◆ SET PROBLEM
From the first line of the data below through the line holding "number; stops: Stop[]", output each line exactly and leave the pictures out.
DATA BLOCK start
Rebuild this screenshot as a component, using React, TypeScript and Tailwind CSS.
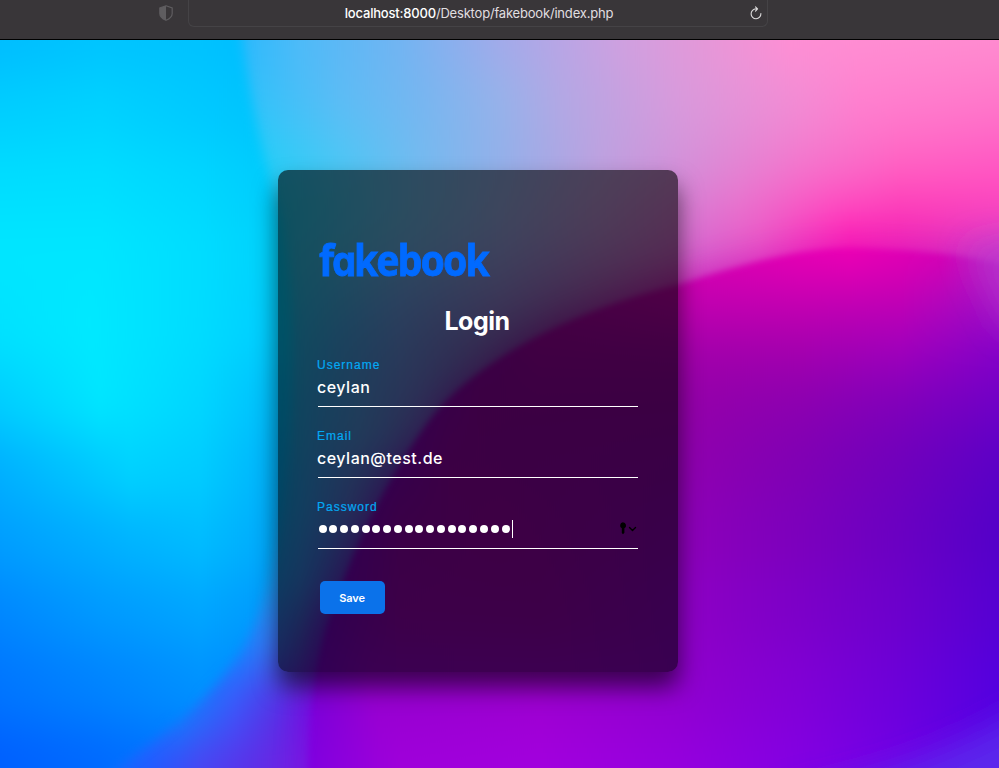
import React from "react";

type Stop = [number, string];
type Row = { y: number; stops: Stop[] };

const BACK: Row[] = [
  { y: 40, stops: [[240, "#2cb9fc"], [300, "#4ebaf8"], [400, "#72b4f2"], [500, "#a2aaea"], [620, "#cfa0e0"], [700, "#e498d8"], [790, "#ff8fd4"], [999, "#ff8cd0"]] },
  { y: 100, stops: [[240, "#2cc2fb"], [340, "#5cbcf5"], [420, "#76b6f0"], [500, "#96b2ea"], [560, "#b2a8e4"], [678, "#d89adc"], [800, "#f28cd4"], [860, "#ff80cf"], [999, "#ff78ca"]] },
  { y: 160, stops: [[260, "#26cef8"], [340, "#4ec6f5"], [420, "#74baf0"], [500, "#92b0ea"], [600, "#bca2e0"], [678, "#d294da"], [800, "#f27ace"], [900, "#ff66c4"], [999, "#ff5cc4"]] },
  { y: 210, stops: [[280, "#20ccf0"], [400, "#68c0ee"], [500, "#9ab0e8"], [600, "#c29adc"], [678, "#d67ed4"], [740, "#ea70cc"], [830, "#ff4cc0"], [900, "#ff3cb8"], [999, "#ff40bc"]] },
  { y: 250, stops: [[280, "#28c8ee"], [400, "#6eb8ee"], [500, "#9aa4e8"], [600, "#bc88d8"], [678, "#d46cd0"], [760, "#e850c6"], [850, "#fa10b4"], [930, "#e428bc"], [999, "#cc40cc"]] },
  { y: 300, stops: [[280, "#20c4ee"], [400, "#6ca2ec"], [500, "#9488d8"], [600, "#b458c4"], [678, "#cc30c0"], [999, "#a42cd0"]] },
  { y: 350, stops: [[280, "#1cbcf0"], [340, "#42a2e8"], [400, "#6690e0"], [480, "#8068c8"], [560, "#9030b0"], [999, "#9c20c8"]] },
  { y: 420, stops: [[280, "#18b2ee"], [320, "#38a0e8"], [360, "#5296e0"], [420, "#7070d4"], [480, "#8040c0"], [999, "#8020c0"]] },
  { y: 500, stops: [[280, "#14a8f0"], [310, "#3498ec"], [350, "#5878dc"], [400, "#7040d0"], [999, "#7020c8"]] },
  { y: 570, stops: [[270, "#14a0f4"], [300, "#348aec"], [340, "#5658dc"], [380, "#7020d0"]] },
  { y: 640, stops: [[240, "#108cff"], [270, "#347cf8"], [300, "#4a58d8"], [330, "#6820d0"]] },
  { y: 700, stops: [[180, "#0888ff"], [235, "#3a58fa"], [270, "#5038e8"], [310, "#7010e0"]] },
  { y: 768, stops: [[100, "#0870ff"], [150, "#2458ff"], [200, "#4a44f2"], [250, "#5c30e8"], [310, "#7a18e2"]] },
];

const CYAN: Row[] = [
  { y: 40, stops: [[0, "#00bdff"], [100, "#00c4ff"], [200, "#00c2ff"], [260, "#00bcff"]] },
  { y: 110, stops: [[0, "#00ceff"], [100, "#00d2ff"], [200, "#00c9ff"], [270, "#00c2fd"]] },
  { y: 180, stops: [[0, "#00ddff"], [100, "#00deff"], [200, "#00d6ff"], [280, "#00cafc"]] },
  { y: 250, stops: [[0, "#00e6ff"], [100, "#00e6ff"], [200, "#00ddff"], [280, "#00d0fc"]] },
  { y: 330, stops: [[0, "#00e2ff"], [90, "#00e9ff"], [200, "#00dcff"], [280, "#00ccff"]] },
  { y: 400, stops: [[0, "#00cfff"], [100, "#00e6ff"], [200, "#00d6ff"], [280, "#00bcfc"]] },
  { y: 470, stops: [[0, "#00b0ff"], [130, "#00d2ff"], [200, "#00ccff"], [280, "#00b0fc"]] },
  { y: 540, stops: [[0, "#009eff"], [130, "#00b4ff"], [200, "#00bcff"], [280, "#00a8fc"]] },
  { y: 610, stops: [[0, "#0088ff"], [100, "#009aff"], [200, "#00a6ff"], [280, "#0098fc"]] },
  { y: 680, stops: [[0, "#0076ff"], [100, "#0084ff"], [200, "#0092ff"], [280, "#0088ff"]] },
  { y: 768, stops: [[0, "#0060ff"], [100, "#006aff"], [200, "#0078ff"]] },
];

const PURPLE: Row[] = [
  { y: 250, stops: [[500, "#b000b0"], [678, "#d400b0"], [800, "#ea00b4"], [850, "#f000b4"], [940, "#dc00b4"], [999, "#b828c4"]] },
  { y: 300, stops: [[500, "#a800a8"], [678, "#c400b0"], [800, "#c600b2"], [900, "#c200b4"], [999, "#a010c4"]] },
  { y: 350, stops: [[440, "#8200b0"], [540, "#a000a8"], [678, "#a200aa"], [800, "#a400ae"], [900, "#a000bc"], [999, "#8600c8"]] },
  { y: 400, stops: [[400, "#8000c4"], [480, "#9600a8"], [678, "#9400a8"], [800, "#8c00b0"], [900, "#8000ba"], [999, "#7000c6"]] },
  { y: 460, stops: [[370, "#7800c8"], [450, "#9600aa"], [678, "#9000ae"], [800, "#8000b4"], [900, "#7000bc"], [999, "#5c00c6"]] },
  { y: 530, stops: [[340, "#7800c8"], [400, "#9200b0"], [500, "#9a00aa"], [678, "#8e00b8"], [800, "#7c00bc"], [900, "#6a00c2"], [999, "#5400c8"]] },
  { y: 610, stops: [[320, "#7400c8"], [400, "#9800b4"], [540, "#9a00b2"], [678, "#8e00c4"], [800, "#7c00c8"], [900, "#6c00cc"], [999, "#5600d2"]] },
  { y: 680, stops: [[305, "#7800d4"], [370, "#9400ce"], [540, "#9a00cc"], [678, "#9000cc"], [800, "#8000d4"], [900, "#6c00d8"], [999, "#5400de"]] },
  { y: 730, stops: [[310, "#7c00dc"], [380, "#9a00d4"], [540, "#a000d6"], [678, "#9200d6"], [800, "#8200dc"], [900, "#6c00e0"], [999, "#5400e4"]] },
  { y: 768, stops: [[310, "#8200e0"], [400, "#a000dc"], [540, "#a200e0"], [678, "#9600e0"], [780, "#8600e4"], [999, "#6000ea"]] },
];

function Shade({ id, rows }: { id: string; rows: Row[] }) {
  return (
    <>
      <defs>
        {rows.map((r, i) => (
          <linearGradient key={i} id={id + i} gradientUnits="userSpaceOnUse" x1="0" y1="0" x2="999" y2="0">
            {r.stops.map(([x, c], j) => (
              <stop key={j} offset={x / 999} stopColor={c} />
            ))}
          </linearGradient>
        ))}
      </defs>
      <g filter="url(#rowBlend)">
        {rows.map((r, i) => {
          const top = i === 0 ? -120 : (rows[i - 1].y + r.y) / 2;
          const bottom = i === rows.length - 1 ? 930 : (r.y + rows[i + 1].y) / 2;
          return <rect key={i} x="-40" y={top} width="1080" height={bottom - top + 0.5} fill={`url(#${id + i})`} />;
        })}
      </g>
    </>
  );
}

const HILL =
  "M306 820 C311 735 308 690 328 625 C354 545 387 480 427 424 C478 354 590 306 678 285 C745 264 795 249 850 248 C900 250 950 252 1000 264 L1100 290 L1100 900 L306 900 Z";

function Wallpaper() {
  return (
    <svg className="absolute inset-0 h-full w-full" viewBox="0 40 999 728" preserveAspectRatio="none" aria-hidden="true">
      <defs>
        <filter id="rowBlend" filterUnits="userSpaceOnUse" x="-40" y="-120" width="1080" height="1050" colorInterpolationFilters="sRGB">
          <feGaussianBlur stdDeviation="0 25" />
        </filter>
        <filter id="b3" filterUnits="userSpaceOnUse" x="-200" y="-100" width="1400" height="1100"><feGaussianBlur stdDeviation="3" /></filter>
        <filter id="b6" filterUnits="userSpaceOnUse" x="-200" y="-100" width="1400" height="1100"><feGaussianBlur stdDeviation="6" /></filter>
        <filter id="b16" filterUnits="userSpaceOnUse" x="-200" y="-100" width="1400" height="1100"><feGaussianBlur stdDeviation="16" /></filter>
        <mask id="cyanMask" maskUnits="userSpaceOnUse" x="0" y="0" width="999" height="800">
          <path filter="url(#b6)" fill="#fff" d="M-100 -100 L236 -100 L242 40 C252 110 264 165 282 220 C298 330 292 440 278 530 C266 610 244 660 200 700 C165 735 130 755 95 785 L60 900 L-100 900 Z" />
        </mask>
        <mask id="hillMask" maskUnits="userSpaceOnUse" x="0" y="0" width="999" height="800">
          <path filter="url(#b16)" fill="#fff" fillOpacity="0.5" d={HILL} />
          <path filter="url(#b3)" fill="#fff" d={HILL} />
        </mask>
      </defs>
      <Shade id="back" rows={BACK} />
      <g mask="url(#cyanMask)"><Shade id="cyan" rows={CYAN} /></g>
      <g mask="url(#hillMask)"><Shade id="hill" rows={PURPLE} /></g>
      <path filter="url(#b16)" fill="#bc38cc" fillOpacity="0.65" d="M968 246 L1060 240 L1060 350 L1004 325 Z" />
      <path filter="url(#b16)" fill="#5a30ee" fillOpacity="0.8" d="M790 796 C880 775 940 758 1010 718 L1100 670 L1100 900 L790 900 Z" />
    </svg>
  );
}

function BrowserBar() {
  return (
    <header className="flex h-10 items-start border-b border-black bg-[#393639]">
      <div className="flex h-[26px] w-[188px] shrink-0 items-center justify-end pr-[15px]">
        <svg className="h-4 w-[14px]" viewBox="0 0 14 16" fill="none">
          <path d="M7 .8 13.2 3v5.4c0 3-2.4 5.2-6.2 6.9C3.200 13.600.8 11.400.8 8.400V3Z" stroke="#5f5d60" strokeWidth="1.200" />
          <path d="M7 .8v14.500C3.200 13.600.8 11.400.8 8.400V3Z" fill="#5f5d60" />
        </svg>
      </div>
      <div className="flex h-[27px] w-[580px] items-center rounded-b-md border border-t-0 border-[#454346]">
        <p className="flex-1 pl-[19px] text-center font-['Inter',sans-serif] text-[13px] leading-[26px] tracking-[-0.19px] text-[#e0dfe0]">
          <span className="font-medium text-white">localhost:8000</span>/Desktop/fakebook/index.php
        </p>
        <svg className="mr-[5px] h-[14px] w-[12px]" viewBox="0 0 12 14" fill="none" stroke="#dddcdd" strokeWidth="1.100" strokeLinecap="round" strokeLinejoin="round">
          <path d="M10.900 7.600A4.900 4.900 0 1 1 6 2.900h1.200M5.500.8 7.600 2.900 5.500 5.200" />
        </svg>
      </div>
    </header>
  );
}

function Field({ label, children }: { label: string; children: React.ReactNode }) {
  return (
    <div className="mb-[21px] h-[50px] border-b border-white">
      <p className="-ml-px h-[17px] font-['Liberation_Sans',sans-serif] text-[12px] leading-[16px] tracking-[1px] text-[#03a9f4] [-webkit-text-stroke:0.2px_#03a9f4]">{label}</p>
      <div className="flex h-[25px] items-center font-['Inter',sans-serif] text-[16px] font-medium tracking-[0.5px] text-white">{children}</div>
    </div>
  );
}

export default function App() {
  return (
    <div className="flex h-[768px] w-[999px] flex-col overflow-hidden">
      <BrowserBar />
      <main className="relative flex-1 pt-[130px] pl-[278px]">
        <Wallpaper />
        <section className="relative h-[502px] w-[400px] rounded-[10px] bg-black/60 px-10 pt-[60px] shadow-[0_15px_25px_rgba(0,0,0,0.6)]">
          <div className="h-[61px] origin-left scale-x-[0.92] pl-px font-['Noto_Sans',sans-serif] text-[42.500px] leading-[60px] font-bold tracking-[-2.1px] text-[#006aff] [-webkit-text-stroke:0.9px_#006aff]">
            f<span className="font-['Inter',sans-serif] text-[41px] [font-feature-settings:'cv11']">a</span>kebook
          </div>
          <h1 className="mt-[15px] h-[31px] pr-[2px] text-center font-['Inter',sans-serif] text-[25px] leading-[30px] font-bold tracking-[-0.5px] text-white">Login</h1>
          <form className="mt-[20px]">
            <Field label="Username"><span className="-ml-px">ceylan</span></Field>
            <Field label="Email"><span className="-ml-px">ceylan@test.de</span></Field>
            <Field label="Password">
              <div className="flex gap-[2.770px] pl-[0.5px]">
                {Array.from({ length: 18 }, (_, i) => (
                  <span key={i} className="h-2 w-2 rounded-full bg-white" />
                ))}
              </div>
              <span className="ml-[2px] h-[18px] w-px bg-white" />
              <svg className="ml-auto h-[13px] w-[19px]" viewBox="0 0 19 13">
                <path d="M3.900.3a3.200 3.200 0 0 1 1.500 6v4.400L4 12.300 2.800 11V6.300A3.200 3.200 0 0 1 3.900.3Z" fill="#000" />
                <path d="m10.500 5.500 3 3 3-3" fill="none" stroke="#000" strokeWidth="1.400" strokeLinecap="round" strokeLinejoin="round" />
              </svg>
            </Field>
            <button type="button" className="mt-[32px] ml-[2px] block h-[33px] w-[65px] rounded-[5px] bg-[#0b72ea] pt-px pr-px font-['Inter',sans-serif] text-[11px] font-semibold tracking-[-0.1px] text-white">Save</button>
          </form>
        </section>
      </main>
    </div>
  );
}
DATA BLOCK end
◆ RESPONSE BELOW
Rebuild this screenshot as a component, using React, TypeScript and Tailwind CSS.
import React from "react";

type Stop = [number, string];
type Row = { y: number; stops: Stop[] };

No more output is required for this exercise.